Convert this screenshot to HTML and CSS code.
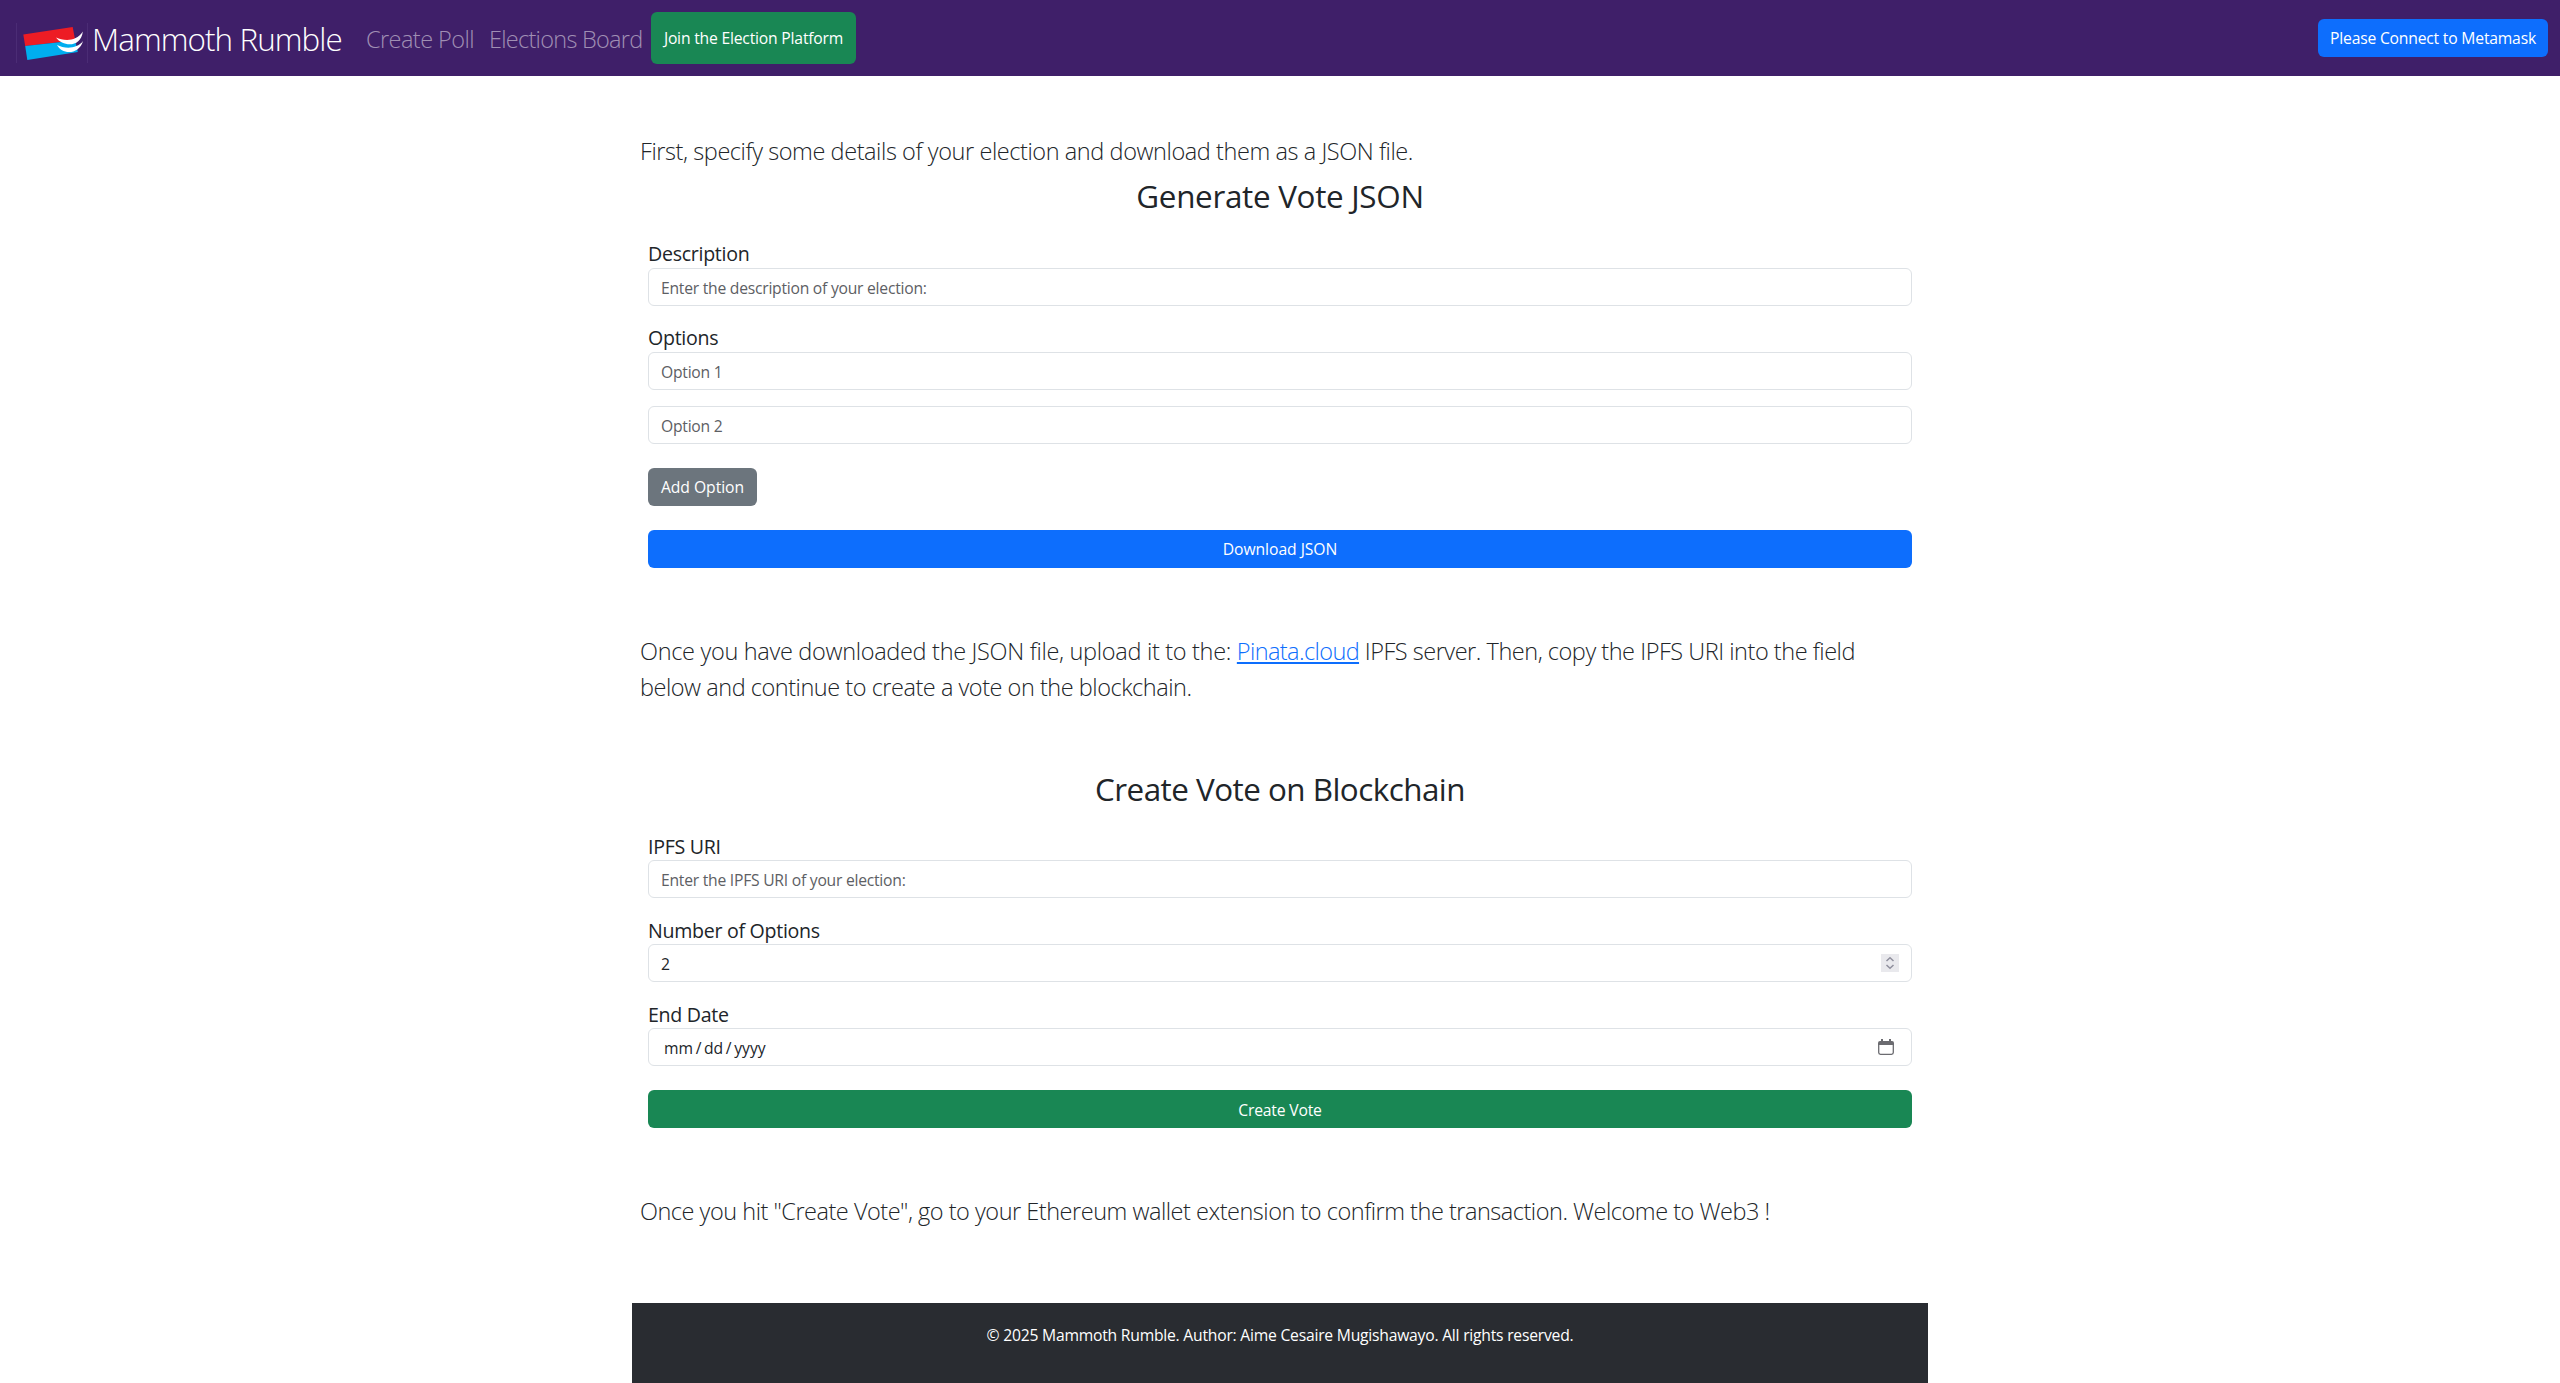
FILE: index.html
```html
<!DOCTYPE html>
<html lang="en">
<head>
<meta charset="utf-8">
<title>Mammoth Rumble</title>
<link rel="stylesheet" href="styles.css">
</head>
<body>
<nav class="navbar">
  <a class="brand"><svg class="logo" width="72" height="40" viewBox="0 0 72 40">
    <path fill="#4b2c75" d="M0 0h1v40H0zM71 0h1v40h-1z"/>
    <path fill="#ed1c24" d="M7.300 11.500 56.700 4 59.200 17.500 9.200 23z"/>
    <path fill="#00aeef" d="M9.200 23 59.200 17.500 61.800 29 11.300 37z"/>
    <path fill="#fff" d="M40 14.500C48 18 60 19 66.800 8.500C65 25 47 24 40 14.500zM41 22C49 26 61 26 67 18C63 32 46 32 41 22z"/>
  </svg><span class="brand-name">Mammoth Rumble</span></a>
  <a class="nav-link poll">Create Poll</a>
  <a class="nav-link board">Elections Board</a>
  <button class="btn join">Join the Election Platform</button>
  <button class="btn connect">Please Connect to Metamask</button>
</nav>
<main class="container">
  <p class="lead intro">First, specify some details of your election and download them as a JSON file.</p>
  <form class="form">
    <h2 class="title generate">Generate Vote JSON</h2>
    <label class="label">Description</label>
    <input class="field" type="text" placeholder="Enter the description of your election:">
    <label class="label next">Options</label>
    <input class="field" type="text" placeholder="Option 1">
    <input class="field extra" type="text" placeholder="Option 2">
    <button class="btn add" type="button">Add Option</button>
    <button class="btn wide download" type="button">Download JSON</button>
  </form>
  <p class="lead upload"><span class="before">Once you have downloaded the JSON file, upload it to the: </span><a class="link">Pinata.cloud</a> IPFS server. Then, copy the IPFS URI into the field<br>below and continue to create a vote on the blockchain.</p>
  <form class="form">
    <h2 class="title create">Create Vote on Blockchain</h2>
    <label class="label low">IPFS URI</label>
    <input class="field" type="text" placeholder="Enter the IPFS URI of your election:">
    <label class="label next low">Number of Options</label>
    <div class="field row"><span>2</span>
      <svg class="spinner" width="18" height="18" viewBox="0 0 18 18"><path fill="#e9e9ed" d="M0 0h18v18H0z"/><path fill="none" stroke="#8f8f9d" stroke-width="1.500" d="M5.500 7 9 3.700 12.500 7M5.500 11 9 14.300 12.500 11"/></svg>
    </div>
    <label class="label next low">End Date</label>
    <div class="field row date"><span>mm&#8201;/&#8201;dd&#8201;/&#8201;yyyy</span>
      <svg class="calendar" width="16" height="16" viewBox="0 0 16 16"><path fill="none" stroke="#6b6b70" stroke-width="1.300" d="M.7 4v9.500q0 1.800 1.800 1.800h11q1.800 0 1.800-1.800V4"/><path fill="#6b6b70" d="M0 6V4q0-2 2-2h1V0h2v2h6V0h2v2h1q2 0 2 2v2z"/></svg>
    </div>
    <button class="btn wide vote" type="button">Create Vote</button>
  </form>
  <p class="lead outro">Once you hit "Create Vote", go to your Ethereum wallet extension to confirm the transaction. Welcome to Web3 !</p>
  <footer class="footer">© 2025 Mammoth Rumble. Author: Aime Cesaire Mugishawayo. All rights reserved.</footer>
</main>
</body>
</html>
```
FILE: styles.css
```css
* { box-sizing: border-box; }
body {
  margin: 0;
  background: #fff;
  color: #212529;
  font: 15.7px/24px "Open Sans", "Noto Sans", sans-serif;
  letter-spacing: -0.22px;
}
.navbar {
  display: flex;
  align-items: center;
  height: 76px;
  padding: 0 12px 0 16px;
  background: #3f1f69;
}
.brand { display: flex; align-items: center; width: 326px; height: 48px; margin-top: 10px; color: #fff; }
.logo { flex: none; }
.brand-name {
  margin: -8px 0 0 4px;
  font-size: 31.4px;
  font-weight: 300;
  line-height: 48px;
  letter-spacing: -0.92px;
  white-space: nowrap;
}
.nav-link {
  padding-top: 2px;
  color: #a08fb4;
  font-size: 23.5px;
  font-weight: 300;
  line-height: 36px;
  white-space: nowrap;
}
.poll { width: 107px; margin-left: 24px; letter-spacing: -0.56px; }
.board { width: 154px; margin-left: 16px; letter-spacing: -0.72px; }
.btn {
  height: 38px;
  padding: 0 12px;
  border: 0;
  border-radius: 6px;
  color: #fff;
  font: inherit;
  letter-spacing: -0.2px;
  white-space: nowrap;
}
.join { width: 205px; height: 52px; margin-left: 8px; background: #198754; }
.connect { width: 230px; margin-left: auto; background: #0d6efd; }
.container { width: 1296px; margin: 0 auto; }
.lead {
  margin: 0;
  padding: 0 8px;
  font-size: 23.5px;
  font-weight: 300;
  line-height: 36px;
  letter-spacing: -0.42px;
  white-space: nowrap;
}
.intro { padding-top: 57px; }
.form { display: flex; flex-direction: column; padding: 0 16px; }
.title { margin: 0; font-size: 31.4px; font-weight: 500; line-height: 38px; text-align: center; }
.generate { padding: 8px 0 23px; letter-spacing: -0.3px; }
.create { padding: 65px 0 22px; letter-spacing: -0.52px; }
.label { height: 30px; font-size: 19.6px; line-height: 32px; letter-spacing: -0.29px; }
.low { line-height: 34px; }
.next { margin-top: 16px; }
.field {
  width: 100%;
  height: 38px;
  padding: 1px 12px 0;
  border: 1px solid #dee2e6;
  border-radius: 6px;
  background: #fff;
  color: #212529;
  font: inherit;
  letter-spacing: -0.25px;
}
.field::placeholder { color: #5d6064; opacity: 1; }
.extra { margin-top: 16px; }
.row { display: flex; align-items: center; justify-content: space-between; padding-top: 2px; }
.spinner, .calendar { margin-top: -2px; }
.date { padding: 2px 17px 0 15px; letter-spacing: 0; }
.add { align-self: flex-start; width: 109px; margin-top: 24px; letter-spacing: -0.05px; background: #6c757d; }
.wide { width: 100%; margin-top: 24px; }
.download { letter-spacing: -0.05px; background: #0d6efd; }
.vote { padding-top: 1px; background: #198754; }
.upload { padding-top: 65px; letter-spacing: -0.47px; }
.before { letter-spacing: -0.31px; }
.link { color: #0d6efd; letter-spacing: -0.6px; text-decoration: underline; }
.outro { padding-top: 65px; letter-spacing: -0.48px; }
.footer {
  height: 80px;
  margin-top: 74px;
  padding-top: 20px;
  background: #292c31;
  color: #fff;
  letter-spacing: -0.23px;
  text-align: center;
}
```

=== Request ===
From the listing, extract all text exactly as given and drop any picture.

=== Answer ===
Convert this screenshot to HTML and CSS code.
FILE: index.html
```html
<!DOCTYPE html>
<html lang="en">
<head>
<meta charset="utf-8">
<title>Mammoth Rumble</title>
<link rel="stylesheet" href="styles.css">
</head>
<body>
<nav class="navbar">
  <a class="brand"><svg class="logo" width="72" height="40" viewBox="0 0 72 40">
    <path fill="#4b2c75" d="M0 0h1v40H0zM71 0h1v40h-1z"/>
    <path fill="#ed1c24" d="M7.300 11.500 56.700 4 59.200 17.500 9.200 23z"/>
    <path fill="#00aeef" d="M9.200 23 59.200 17.500 61.800 29 11.300 37z"/>
    <path fill="#fff" d="M40 14.500C48 18 60 19 66.800 8.500C65 25 47 24 40 14.500zM41 22C49 26 61 26 67 18C63 32 46 32 41 22z"/>
  </svg><span class="brand-name">Mammoth Rumble</span></a>
  <a class="nav-link poll">Create Poll</a>
  <a class="nav-link board">Elections Board</a>
  <button class="btn join">Join the Election Platform</button>
  <button class="btn connect">Please Connect to Metamask</button>
</nav>
<main class="container">
  <p class="lead intro">First, specify some details of your election and download them as a JSON file.</p>
  <form class="form">
    <h2 class="title generate">Generate Vote JSON</h2>
    <label class="label">Description</label>
    <input class="field" type="text" placeholder="Enter the description of your election:">
    <label class="label next">Options</label>
    <input class="field" type="text" placeholder="Option 1">
    <input class="field extra" type="text" placeholder="Option 2">
    <button class="btn add" type="button">Add Option</button>
    <button class="btn wide download" type="button">Download JSON</button>
  </form>
  <p class="lead upload"><span class="before">Once you have downloaded the JSON file, upload it to the: </span><a class="link">Pinata.cloud</a> IPFS server. Then, copy the IPFS URI into the field<br>below and continue to create a vote on the blockchain.</p>
  <form class="form">
    <h2 class="title create">Create Vote on Blockchain</h2>
    <label class="label low">IPFS URI</label>
    <input class="field" type="text" placeholder="Enter the IPFS URI of your election:">
    <label class="label next low">Number of Options</label>
    <div class="field row"><span>2</span>
      <svg class="spinner" width="18" height="18" viewBox="0 0 18 18"><path fill="#e9e9ed" d="M0 0h18v18H0z"/><path fill="none" stroke="#8f8f9d" stroke-width="1.500" d="M5.500 7 9 3.700 12.500 7M5.500 11 9 14.300 12.500 11"/></svg>
    </div>
    <label class="label next low">End Date</label>
    <div class="field row date"><span>mm&#8201;/&#8201;dd&#8201;/&#8201;yyyy</span>
      <svg class="calendar" width="16" height="16" viewBox="0 0 16 16"><path fill="none" stroke="#6b6b70" stroke-width="1.300" d="M.7 4v9.500q0 1.800 1.800 1.800h11q1.800 0 1.800-1.800V4"/><path fill="#6b6b70" d="M0 6V4q0-2 2-2h1V0h2v2h6V0h2v2h1q2 0 2 2v2z"/></svg>
    </div>
    <button class="btn wide vote" type="button">Create Vote</button>
  </form>
  <p class="lead outro">Once you hit "Create Vote", go to your Ethereum wallet extension to confirm the transaction. Welcome to Web3 !</p>
  <footer class="footer">© 2025 Mammoth Rumble. Author: Aime Cesaire Mugishawayo. All rights reserved.</footer>
</main>
</body>
</html>
```
FILE: styles.css
```css
* { box-sizing: border-box; }
body {
  margin: 0;
  background: #fff;
  color: #212529;
  font: 15.7px/24px "Open Sans", "Noto Sans", sans-serif;
  letter-spacing: -0.22px;
}
.navbar {
  display: flex;
  align-items: center;
  height: 76px;
  padding: 0 12px 0 16px;
  background: #3f1f69;
}
.brand { display: flex; align-items: center; width: 326px; height: 48px; margin-top: 10px; color: #fff; }
.logo { flex: none; }
.brand-name {
  margin: -8px 0 0 4px;
  font-size: 31.4px;
  font-weight: 300;
  line-height: 48px;
  letter-spacing: -0.92px;
  white-space: nowrap;
}
.nav-link {
  padding-top: 2px;
  color: #a08fb4;
  font-size: 23.5px;
  font-weight: 300;
  line-height: 36px;
  white-space: nowrap;
}
.poll { width: 107px; margin-left: 24px; letter-spacing: -0.56px; }
.board { width: 154px; margin-left: 16px; letter-spacing: -0.72px; }
.btn {
  height: 38px;
  padding: 0 12px;
  border: 0;
  border-radius: 6px;
  color: #fff;
  font: inherit;
  letter-spacing: -0.2px;
  white-space: nowrap;
}
.join { width: 205px; height: 52px; margin-left: 8px; background: #198754; }
.connect { width: 230px; margin-left: auto; background: #0d6efd; }
.container { width: 1296px; margin: 0 auto; }
.lead {
  margin: 0;
  padding: 0 8px;
  font-size: 23.5px;
  font-weight: 300;
  line-height: 36px;
  letter-spacing: -0.42px;
  white-space: nowrap;
}
.intro { padding-top: 57px; }
.form { display: flex; flex-direction: column; padding: 0 16px; }
.title { margin: 0; font-size: 31.4px; font-weight: 500; line-height: 38px; text-align: center; }
.generate { padding: 8px 0 23px; letter-spacing: -0.3px; }
.create { padding: 65px 0 22px; letter-spacing: -0.52px; }
.label { height: 30px; font-size: 19.6px; line-height: 32px; letter-spacing: -0.29px; }
.low { line-height: 34px; }
.next { margin-top: 16px; }
.field {
  width: 100%;
  height: 38px;
  padding: 1px 12px 0;
  border: 1px solid #dee2e6;
  border-radius: 6px;
  background: #fff;
  color: #212529;
  font: inherit;
  letter-spacing: -0.25px;
}
.field::placeholder { color: #5d6064; opacity: 1; }
.extra { margin-top: 16px; }
.row { display: flex; align-items: center; justify-content: space-between; padding-top: 2px; }
.spinner, .calendar { margin-top: -2px; }
.date { padding: 2px 17px 0 15px; letter-spacing: 0; }
.add { align-self: flex-start; width: 109px; margin-top: 24px; letter-spacing: -0.05px; background: #6c757d; }
.wide { width: 100%; margin-top: 24px; }
.download { letter-spacing: -0.05px; background: #0d6efd; }
.vote { padding-top: 1px; background: #198754; }
.upload { padding-top: 65px; letter-spacing: -0.47px; }
.before { letter-spacing: -0.31px; }
.link { color: #0d6efd; letter-spacing: -0.6px; text-decoration: underline; }
.outro { padding-top: 65px; letter-spacing: -0.48px; }
.footer {
  height: 80px;
  margin-top: 74px;
  padding-top: 20px;
  background: #292c31;
  color: #fff;
  letter-spacing: -0.23px;
  text-align: center;
}
```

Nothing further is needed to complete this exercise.